A while back, I tried to answer a question; if I could pick any, what guns would I buy? And I came to the conclusion very damn few, and some only with certain conditions.
I would love to have a Sharps in either the .45-110-550 cartridge, or .45-70, but only if I had access to a place with a range going out to 500 yards or so. I'd really like to try shooting one, but with a rifle like that you need long ranges for regular use; shooting it only at 100 yards would not be allowing it to show what it can do.
One of the British Martini-Henry rifles, in .577/450 of course, would be interesting. The history behind these by itself would make it worth having one to look at and handle. Just store it right next to your copy of 'Zulu'.
A Russian Nagant revolver? Possibly, just because it has one of the two oddest revolver actions ever made.

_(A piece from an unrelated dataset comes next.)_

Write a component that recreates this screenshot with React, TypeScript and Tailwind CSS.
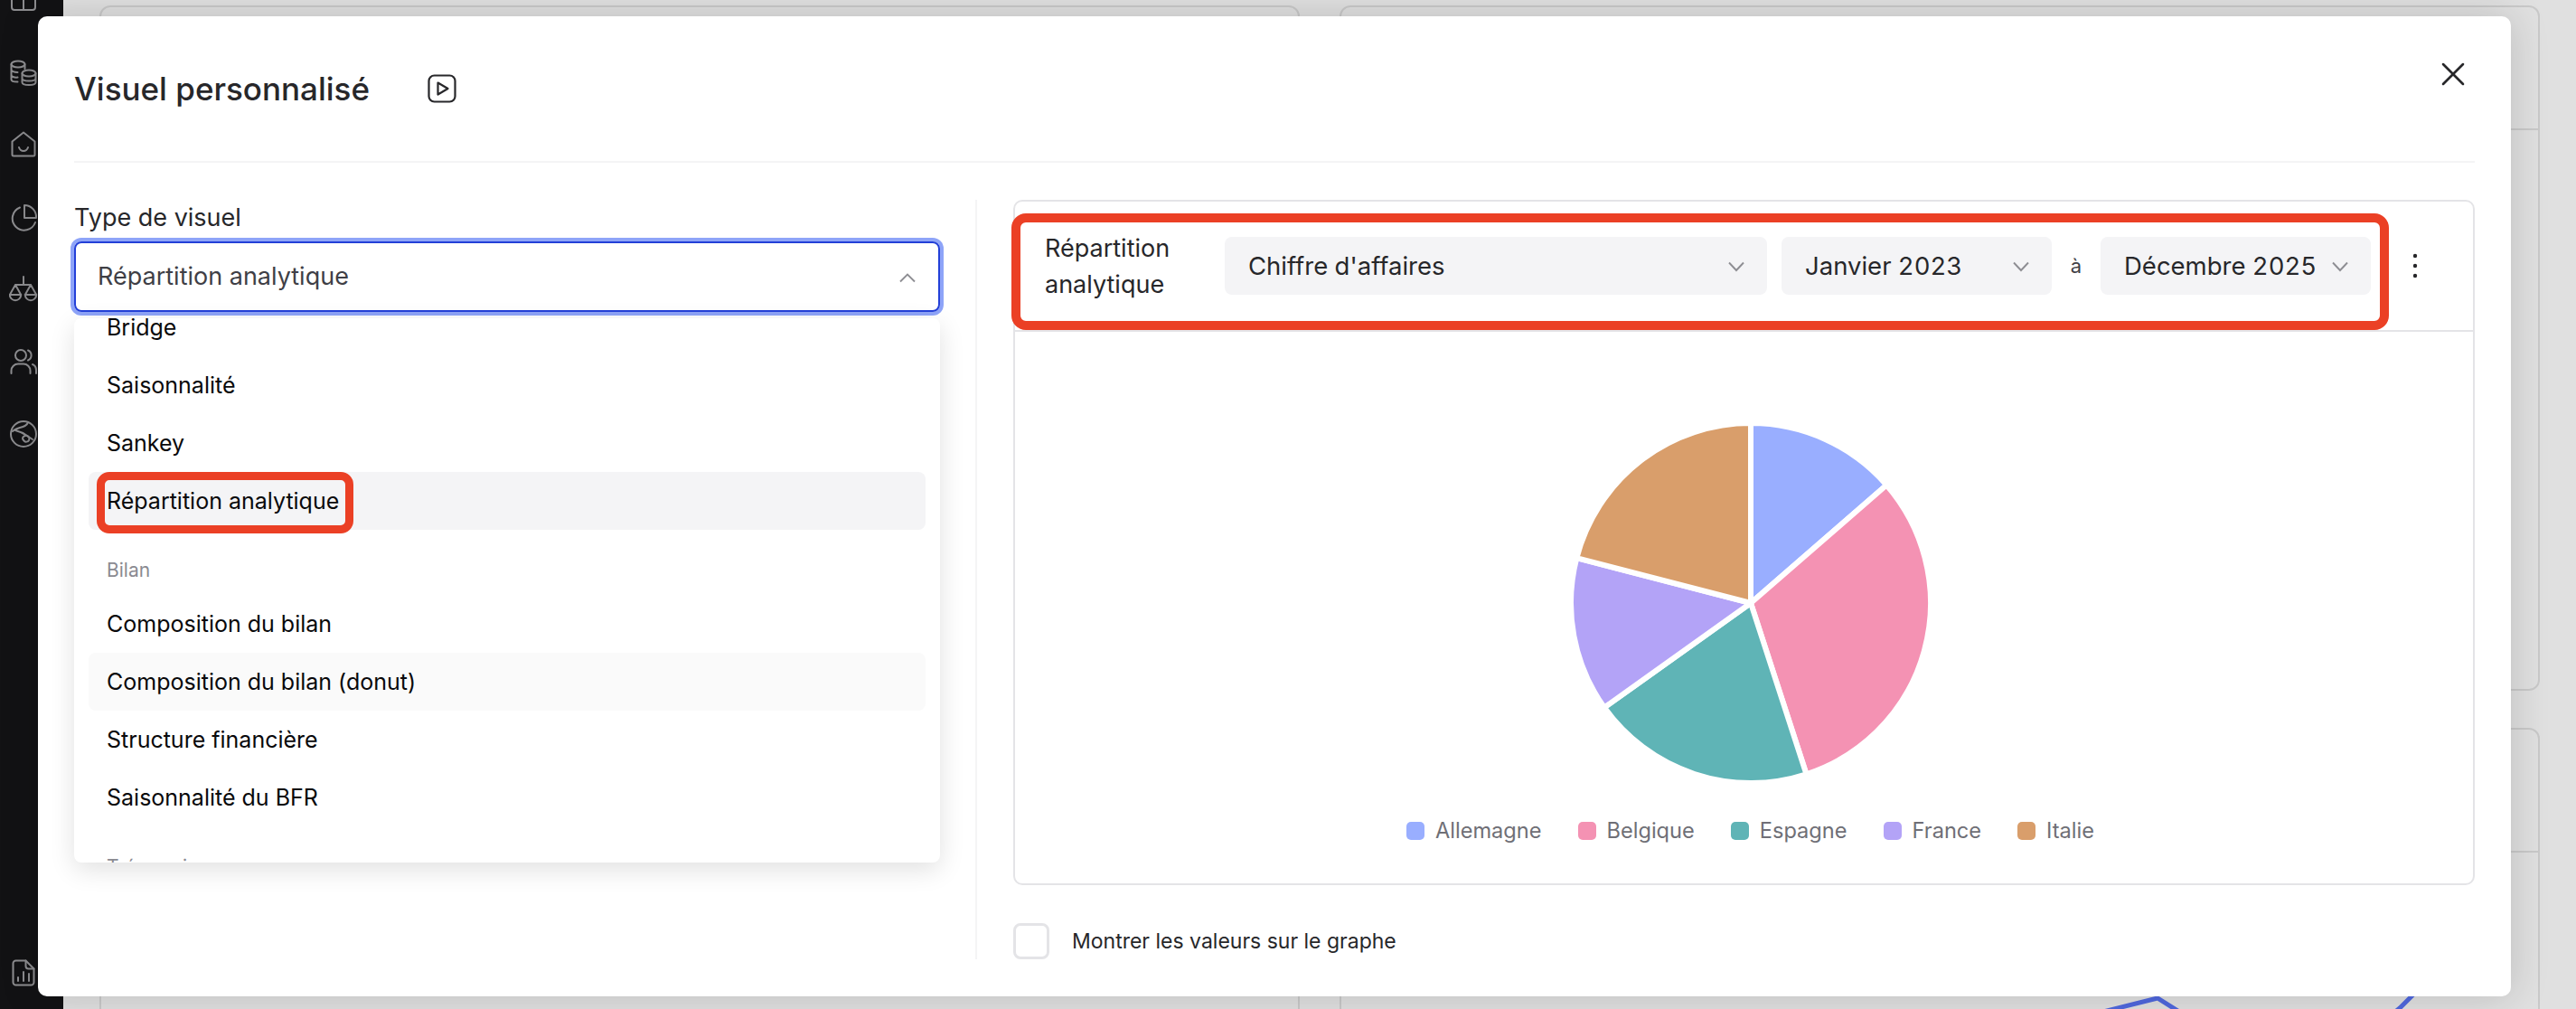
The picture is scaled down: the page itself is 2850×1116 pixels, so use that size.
import { X } from "lucide-react";

const font = "font-['Inter',sans-serif]";

const slices = [
  { color: "#99aeff", from: 0, to: 49 },
  { color: "#f492b3", from: 49, to: 162 },
  { color: "#5fb4b6", from: 162, to: 234.5 },
  { color: "#b3a3f7", from: 234.5, to: 284.5 },
  { color: "#d99e6b", from: 284.5, to: 360 },
];

const legend = [
  { label: "Allemagne", color: "bg-[#99aeff]" },
  { label: "Belgique", color: "bg-[#f492b3]" },
  { label: "Espagne", color: "bg-[#5fb4b6]" },
  { label: "France", color: "bg-[#b3a3f7]" },
  { label: "Italie", color: "bg-[#d99e6b]" },
];

function slicePath(from: number, to: number) {
  const r = 199;
  const c = 200;
  const pt = (deg: number) => {
    const a = (deg * Math.PI) / 180;
    return `${c + r * Math.sin(a)} ${c - r * Math.cos(a)}`;
  };
  const large = to - from > 180 ? 1 : 0;
  return `M${c} ${c} L${pt(from)} A${r} ${r} 0 ${large} 1 ${pt(to)} Z`;
}

function Chevron({ up = false }: { up?: boolean }) {
  return (
    <svg width="20" height="12" viewBox="0 0 20 12" fill="none" className="shrink-0">
      <polyline
        points={up ? "2,10.5 10,2.5 18,10.5" : "2,1.5 10,10 18,1.5"}
        stroke="#8e8e93"
        strokeWidth="1.9"
      />
    </svg>
  );
}

function FakeSelect({ label, width }: { label: string; width: string }) {
  return (
    <div className={`flex h-16 items-center justify-between rounded-lg bg-[#f4f4f6] pl-[26px] pr-6 pt-[2px] text-[27.5px] tabular-nums text-[#27272a] ${width}`}>
      <span className="whitespace-nowrap">{label}</span>
      <Chevron />
    </div>
  );
}

function Item({ label, className = "", children }: { label: string; className?: string; children?: React.ReactNode }) {
  return (
    <div className={`relative flex h-16 items-center rounded-lg pl-5 pt-[2px] text-[25px] text-[#09090b] ${className}`}>
      {label}
      {children}
    </div>
  );
}

function GroupLabel({ label }: { label: string }) {
  return <div className="flex h-[72px] items-center pl-5 pt-[18px] text-[21px] text-[#8a8a91]">{label}</div>;
}

function SideIcon({ children, className = "" }: { children: React.ReactNode; className?: string }) {
  return (
    <svg
      viewBox="0 0 32 32"
      width="32"
      height="32"
      fill="none"
      stroke="#8d8d90"
      strokeWidth="2"
      strokeLinecap="round"
      strokeLinejoin="round"
      className={`absolute left-[10px] ${className}`}
    >
      {children}
    </svg>
  );
}

function Sidebar() {
  return (
    <aside className="relative h-full w-[70px] shrink-0 bg-[#121214]">
      <SideIcon className="top-[-18px]">
        <rect x="3" y="3" width="26" height="26" rx="3" />
        <path d="M16 3v26M3 14h26" />
      </SideIcon>
      <SideIcon className="top-[64px]">
        <ellipse cx="10" cy="7" rx="7.5" ry="3.5" />
        <path d="M2.500 7v17c0 1.600 2.600 2.600 7 2.600M2.500 13c0 1.600 3 3 7 3M2.500 19c0 1.600 3 3 7 2.600M17.500 7v5" />
        <ellipse cx="22" cy="17" rx="7.5" ry="3.5" />
        <path d="M14.500 17v10c0 2 3 3 7.500 3s7.500-1 7.500-3V17M14.500 22.500c0 2 3 3 7.500 3s7.500-1 7.500-3" />
      </SideIcon>
      <SideIcon className="top-[144px]">
        <path d="M16 2.500 3.500 12.500V27a1.500 1.500 0 0 0 1.500 1.500h22a1.500 1.500 0 0 0 1.500-1.500V12.500z" />
        <path d="M11 19c1 3 3 4 5 4s4-1 5-4" />
      </SideIcon>
      <SideIcon className="top-[224px]">
        <path d="M12 5.500A13 13 0 1 0 29 22" />
        <path d="M17 3a13 13 0 0 1 13 14H17z" />
      </SideIcon>
      <SideIcon className="top-[304px]">
        <path d="M16 2v9M7 11h17M7 11 .8 22M7 11l6.200 11M24 11l-6.200 11M24 11l6.200 11" />
        <path d="M.8 22h12.400a6.200 6.200 0 0 1-12.400 0zM17.800 22h12.400a6.200 6.200 0 0 1-12.400 0z" />
      </SideIcon>
      <SideIcon className="top-[384px]">
        <circle cx="13" cy="9" r="6" />
        <path d="M2.500 29v-3a7.500 7.500 0 0 1 7.500-7.500h6a7.500 7.500 0 0 1 7.500 7.500v3" />
        <path d="M21 3.500a6 6 0 0 1 0 11M26 19c2.500 1 4 3.500 4 6.500V29" />
      </SideIcon>
      <SideIcon className="top-[464px]">
        <circle cx="16" cy="16" r="14" />
        <path d="M21 3c-1 4-5 5-9 6-3 1-6 2-8 4M7 12c4 1 9 3 13 6l6 4" />
        <path d="M15 21c0-2 3-4 5-3s3 3 2 5-4 2-5 1-2-2-2-3z" />
      </SideIcon>
      <SideIcon className="top-[1060px]">
        <path d="M7.500 2.500h11l9 9v15a3 3 0 0 1-3 3h-17a3 3 0 0 1-3-3v-21a3 3 0 0 1 3-3z" />
        <path d="M18.500 2.500v6a3 3 0 0 0 3 3h6M10 25v-4M16 25V15M22 25v-8" />
      </SideIcon>
    </aside>
  );
}

function BackCard({ children, className = "" }: { children?: React.ReactNode; className?: string }) {
  return (
    <div className={`rounded-xl border-2 border-[#c9c9c9] ${className}`}>
      <div className="h-[136px] border-b-2 border-[#c9c9c9]" />
      {children}
    </div>
  );
}

function PageBehind() {
  return (
    <div className="grid min-w-0 flex-1 grid-cols-2 grid-rows-[758px_auto] gap-x-[44px] gap-y-[41px] pl-[40px] pr-[40px] pt-[6px]">
      <BackCard />
      <BackCard />
      <BackCard className="h-[400px]" />
      <BackCard className="h-[400px]">
        <svg width="1320" height="260" viewBox="0 0 1320 260" fill="none" className="block">
          <polyline points="823,181 903,161 951,191" stroke="#5068de" strokeWidth="5" />
          <polyline points="1160,181 1171,172 1200,143" stroke="#5068de" strokeWidth="5" />
        </svg>
      </BackCard>
    </div>
  );
}

function Dropdown() {
  return (
    <div className="absolute left-0 right-[39px] top-[131px] z-10 h-[602px] overflow-hidden rounded-lg bg-white px-4 shadow-[0_8px_28px_rgba(0,0,0,0.12)]">
      <div className="mt-[-22px]">
        <Item label="Bridge" />
        <Item label="Saisonnalité" />
        <Item label="Sankey" />
        <Item label="Répartition analytique" className="bg-[#f4f4f6]">
          <div className="absolute left-[9px] top-0 h-[68px] w-[284px] rounded-[14px] border-[9px] border-[#eb4025]" />
        </Item>
        <GroupLabel label="Bilan" />
        <Item label="Composition du bilan" />
        <Item label="Composition du bilan (donut)" className="bg-[#fafafa]" />
        <Item label="Structure financière" />
        <Item label="Saisonnalité du BFR" />
        <GroupLabel label="Trésorerie" />
      </div>
    </div>
  );
}

function LeftColumn() {
  return (
    <div className="relative h-[840px] w-[999px] shrink-0 border-r-2 border-[#f4f4f5] pr-[39px] pt-[3px]">
      <div className="mb-[9px] text-[27px] leading-[34px] text-[#27272a]">Type de visuel</div>
      <div className="flex h-[78px] items-center justify-between rounded-lg border-2 border-[#2340d8] pl-[24px] pr-6 pt-[1px] text-[27px] text-[#3f3f46] shadow-[0_0_0_4px_#8ea4f8]">
        <span>Répartition analytique</span>
        <Chevron up />
      </div>
      <Dropdown />
    </div>
  );
}

function ChartCard() {
  return (
    <div className="h-[758px] rounded-[10px] border-2 border-[#e4e4e7]">
      <div className="relative flex h-[144px] items-center border-b-2 border-[#e4e4e7] pl-[33px]">
        <div className="w-[199px] shrink-0 pt-[2px] text-[27px] leading-[40px] text-[#27272a]">
          Répartition
          <br />
          analytique
        </div>
        <div className="flex items-center">
          <FakeSelect label="Chiffre d'affaires" width="w-[600px]" />
          <div className="w-4" />
          <FakeSelect label="Janvier 2023" width="w-[299px]" />
          <div className="w-[54px] text-center text-[22px] text-[#3f3f46]">à</div>
          <FakeSelect label="Décembre 2025" width="w-[299px]" />
          <svg width="10" height="30" viewBox="0 0 10 30" className="ml-[44px]" fill="#27272a">
            <circle cx="5" cy="4" r="2.200" />
            <circle cx="5" cy="15" r="2.200" />
            <circle cx="5" cy="26" r="2.200" />
          </svg>
        </div>
        <div className="absolute left-[-4px] top-[13px] h-[129px] w-[1524px] rounded-2xl border-[10px] border-[#eb4025]" />
      </div>
      <div className="flex flex-col items-center pl-[14px] pt-[100px]">
        <svg width="400" height="400" viewBox="0 0 400 400">
          {slices.map((s) => (
            <path key={s.color} d={slicePath(s.from, s.to)} fill={s.color} stroke="#ffffff" strokeWidth="6" strokeLinejoin="round" />
          ))}
        </svg>
        <div className="mt-[38px] flex items-center gap-10">
          {legend.map((l) => (
            <div key={l.label} className="flex items-center gap-3 text-[23.6px] leading-7 text-[#6f6f76]">
              <span className={`h-5 w-5 rounded-[5px] ${l.color}`} />
              {l.label}
            </div>
          ))}
        </div>
      </div>
    </div>
  );
}

function Modal() {
  return (
    <div className="absolute left-[42px] top-[18px] flex h-[1084px] w-[2736px] flex-col rounded-[10px] bg-white px-10 shadow-[0_0_44px_rgba(0,0,0,0.16)]">
      <div className="flex h-[162px] shrink-0 items-start justify-between border-b-2 border-[#f4f4f5]">
        <div className="mt-[62px] flex items-center gap-[64px]">
          <h1 className="text-[35px] font-[450] leading-9 text-[#27272a]">Visuel personnalisé</h1>
          <svg width="32" height="32" viewBox="0 0 32 32" fill="none" stroke="#27272a" strokeWidth="2.200" strokeLinejoin="round">
            <rect x="1.500" y="1.500" width="29" height="29" rx="6" />
            <path d="M11.500 9.500 22.500 16l-11 6.500z" />
          </svg>
        </div>
        <X size={44} strokeWidth={1.4} color="#27272a" className="mr-[2px] mt-[42px]" />
      </div>
      <div className="flex flex-1 pt-[41px]">
        <LeftColumn />
        <div className="min-w-0 flex-1 pl-10">
          <ChartCard />
          <div className="mt-[42px] flex items-center gap-[25px]">
            <div className="h-10 w-10 rounded-lg border-[3px] border-[#e4e4e7]" />
            <span className="text-[23px] text-[#27272a]">Montrer les valeurs sur le graphe</span>
          </div>
        </div>
      </div>
    </div>
  );
}

export default function App() {
  return (
    <div className={`relative flex h-[1116px] w-[2850px] overflow-hidden bg-[#e0e0e0] ${font}`}>
      <Sidebar />
      <PageBehind />
      <Modal />
    </div>
  );
}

At the 45th Infantry Division Museum, in the parking lot, are a pair of 37mm anti-tank guns. Now if you had one of those in working condition, and a long distance to shoot it in, and the stuff to make solid shot to shoot... BIG bang!
I can't remember offhand who makes it, but a company makes three scale models- working- of machine guns. The 1917 Browning water-cooled, the 1919A4 Browning air-cooled, and the M2 HB Browning .50 caliber. All exactly scaled down, tripods and all, and semi-auto. AND, they fire either .22lr or .17 Hornady. Any of those would be seriously cool, and a fine centerpiece on the coffee table. (side issue, is it still a coffee table if you don't drink coffee?)
A S&W Model 57 .41 Magnum, just because I've always liked that cartridge.
Maybe a 1903A3 Springfield.
Lots of stuff I'd like to try out, like the .500 S&W, but not many I'd really want to own. I'll have to think about this a bit more.